Author

Madhusha Thavapalakumar, journalist

AI is transforming working practices around the world. Sri Lanka, however, appears to be caught between old habits and a future it has yet to fully prepare for.

The World Bank’s latest South Asia Development Update shows that the country has one of the region’s highest exposures to AI-driven change, thanks to its relatively educated workforce and service-oriented structure. But this is not enough to translate into readiness.

The World Bank notes that jobs combining human reasoning with technology tend to thrive, while those with routine digital inputs decline.

Commitment varies across sectors, with banking, logistics and professional services already changing their hiring models. People’s Bank, for example, has launched a trilingual AI-powered website chatbot, handling customer queries once managed by call-centre staff. Commercial Bank has gone further, introducing an AI-driven assistant enabling investors and analysts to search its annual report by voice or keyword.
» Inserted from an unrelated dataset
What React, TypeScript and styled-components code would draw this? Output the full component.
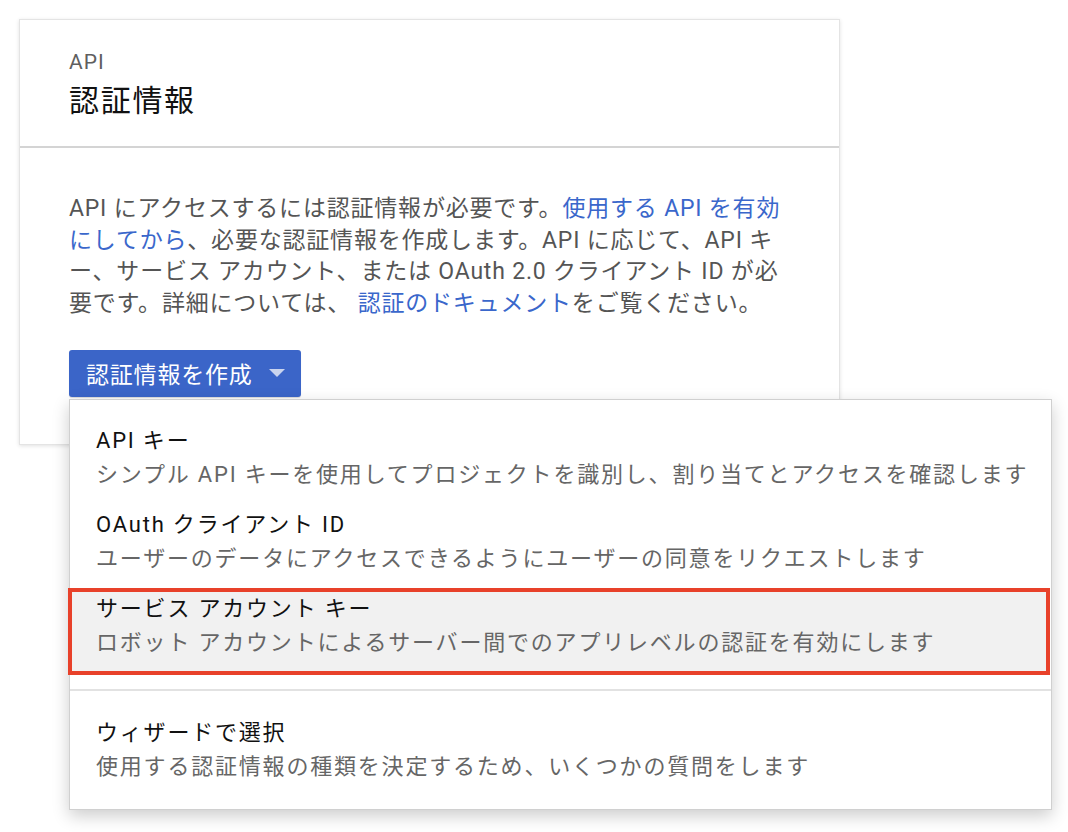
import * as React from 'react';
import styled, { createGlobalStyle } from 'styled-components';

const GlobalStyle = createGlobalStyle`
  html, body {
    margin: 0;
    padding: 0;
    background: #ffffff;
  }
  body {
    font-family: Roboto, "Noto Sans CJK JP", "Noto Sans", sans-serif;
    -webkit-font-smoothing: antialiased;
  }
`;

const Page = styled.div`
  padding: 19px;
  width: 1068px;
  height: 832px;
  box-sizing: border-box;
`;

const Card = styled.div`
  width: 821px;
  height: 426px;
  box-sizing: border-box;
  border: 1px solid #e4e4e4;
  box-shadow: 0 1px 4px rgba(0, 0, 0, 0.12);
  background: #fff;
`;

const CardHeader = styled.div`
  padding: 29px 49px 0;
  height: 128px;
  box-sizing: border-box;
  border-bottom: 2px solid #d4d4d4;
`;

const Eyebrow = styled.div`
  font-size: 21px;
  letter-spacing: 1px;
  line-height: 26px;
  color: #5f5f5f;
`;

const Title = styled.h1`
  margin: 1px 0 0;
  font-size: 30px;
  letter-spacing: 1.7px;
  font-weight: 400;
  line-height: 49px;
  color: #111;
`;

const CardBody = styled.div`
  padding: 45px 49px 0;
`;

const Paragraph = styled.p`
  margin: 0;
  font-size: 23px;
  letter-spacing: 0.8px;
  line-height: 31.7px;
  color: #555;
  white-space: nowrap;
`;

const Link = styled.a`
  color: #3a67cb;
  text-decoration: none;
`;

const MenuAnchor = styled.div`
  position: relative;
  margin-top: 30px;
`;

const CreateButton = styled.button`
  display: flex;
  align-items: center;
  gap: 16px;
  height: 47px;
  padding: 0 16px 0 17px;
  border: none;
  border-radius: 3px;
  background: #3b65c8;
  color: #fff;
  font-family: inherit;
  font-size: 23px;
  letter-spacing: 0.8px;
  box-shadow: 0 1px 1px rgba(0, 0, 0, 0.15);
`;

const Caret = styled.span`
  width: 0;
  height: 0;
  border-left: 8px solid transparent;
  border-right: 8px solid transparent;
  border-top: 8px solid #c9d4ee;
`;

const Menu = styled.div`
  position: absolute;
  left: 0;
  top: 49px;
  width: 983px;
  box-sizing: border-box;
  background: #fff;
  border: 1px solid #d0d0d0;
  box-shadow: 0 6px 16px rgba(0, 0, 0, 0.2);
  z-index: 2;
`;

const MenuGroup = styled.div<{ $top: number; $bottom: number }>`
  padding: ${(p) => p.$top}px 0 ${(p) => p.$bottom}px;
  & + & {
    border-top: 2px solid #e2e2e2;
  }
`;

const MenuItem = styled.div<{ $selected?: boolean }>`
  position: relative;
  isolation: isolate;
  padding: 8px 0 8px 26px;
  white-space: nowrap;
  &::after {
    content: '';
    display: ${(p) => (p.$selected ? 'block' : 'none')};
    position: absolute;
    top: 4px;
    bottom: -7px;
    left: -2px;
    right: 1px;
    background: #f1f1f1;
    border: 4px solid #e8412a;
    z-index: -1;
  }
`;

const ItemTitle = styled.div`
  font-size: 22px;
  letter-spacing: 1.8px;
  line-height: 34px;
  color: #111;
`;

const ItemDesc = styled.div`
  font-size: 22px;
  letter-spacing: 1.8px;
  line-height: 34px;
  color: #666;
`;

const items = [
  {
    title: 'API キー',
    desc: 'シンプル API キーを使用してプロジェクトを識別し、割り当てとアクセスを確認します',
  },
  {
    title: 'OAuth クライアント ID',
    desc: 'ユーザーのデータにアクセスできるようにユーザーの同意をリクエストします',
  },
  {
    title: 'サービス アカウント キー',
    desc: 'ロボット アカウントによるサーバー間でのアプリレベルの認証を有効にします',
    selected: true,
  },
];

export default function App() {
  return (
    <Page>
      <GlobalStyle />
      <Card>
        <CardHeader>
          <Eyebrow>API</Eyebrow>
          <Title>認証情報</Title>
        </CardHeader>
        <CardBody>
          <Paragraph>
            API にアクセスするには認証情報が必要です。<Link href="#">使用する API を有効</Link>
            <br />
            <Link href="#">にしてから</Link>、必要な認証情報を作成します。API に応じて、API キ
            <br />
            ー、サービス アカウント、または OAuth 2.0 クライアント ID が必
            <br />
            要です。詳細については、 <Link href="#">認証のドキュメント</Link>をご覧ください。
          </Paragraph>
          <MenuAnchor>
            <CreateButton>
              認証情報を作成
              <Caret />
            </CreateButton>
            <Menu>
              <MenuGroup $top={16} $bottom={21}>
                {items.map((it) => (
                  <MenuItem key={it.title} $selected={it.selected}>
                    <ItemTitle>{it.title}</ItemTitle>
                    <ItemDesc>{it.desc}</ItemDesc>
                  </MenuItem>
                ))}
              </MenuGroup>
              <MenuGroup $top={17} $bottom={17}>
                <MenuItem>
                  <ItemTitle>ウィザードで選択</ItemTitle>
                  <ItemDesc>使用する認証情報の種類を決定するため、いくつかの質問をします</ItemDesc>
                </MenuItem>
              </MenuGroup>
            </Menu>
          </MenuAnchor>
        </CardBody>
      </Card>
    </Page>
  );
}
Sri Lanka’s education system is struggling to keep pace with this change

Playing catch up

At the same time, Sri Lanka’s education system is struggling to keep pace with this change. Public spending on research and development remains among the lowest in Asia, and coordination between industry and academia is lacking.

Specialist organisations have made some headway in filling the gap. The Sri Lanka Association for Software and Services Companies recently rolled out a training programme designed to equip IT professionals with the skills needed to become effective future leaders, while the University of Moratuwa and the Sri Lanka Institute of Information Technology have introduced data science and AI courses.

Automation can expand opportunity if policy focuses on inclusion

This year the government unveiled its national AI Strategy, which aims to reduce the knowledge gap through coordinated investment in data skills, and infrastructure. The strategy aims to create a National Centre for Artificial Intelligence and build AI literacy across schools, universities and the civil service.

While the government’s digital programmes have improved basic services, large-scale modernisation is uneven, as power instability, weak internet outside major cities and patchy cloud capacity make advanced AI applications costly and harder to deploy. This volatility was highlighted during the blackouts of the 2022 economic crisis, when many IT companies were forced to invest in private generators and backup internet. 

Positive outlook?

The World Bank estimates that South Asia’s total factor productivity remains two-thirds of the average for other emerging economies. Across South Asia, jobs requiring AI expertise now earn about 30% higher wages, led by India and Sri Lanka. Highly skilled professionals in software, analytics and finance are now in a position to command regional wages, while those in clerical, administrative or manual roles see few gains.

Automation can expand opportunity if policy focuses on inclusion rather than protection. The country’s tax incentives for IT services and digital startups are steps in that direction, but retraining and social mobility programmes continue to be small.

Economies that have adapted to AI share a few common traits such as flexible labour systems

Business groups and public agencies such as the Information Communication Technology Agency of Sri Lanka are promoting pilot programmes and skills bootcamps, yet firm-level adoption still skews towards larger banks and IT services, with smaller firms citing cost and expertise as barriers. Even where systems are available, managers often hesitate to trust machine-generated recommendations, as Sri Lanka still predominantly values stability over innovation.

Globally, economies that have adapted to AI share a few common traits such as flexible labour systems, sound infrastructure and lifelong learning.

Sri Lankan businesses and individuals need to understand that AI will not erase jobs; in fact, it will change where value is created and who benefits from it. In the coming decade we will be tested on whether the country can channel its technical base into productivity. The answer will define whether Sri Lanka will be among the countries that lead the way in AI adoption.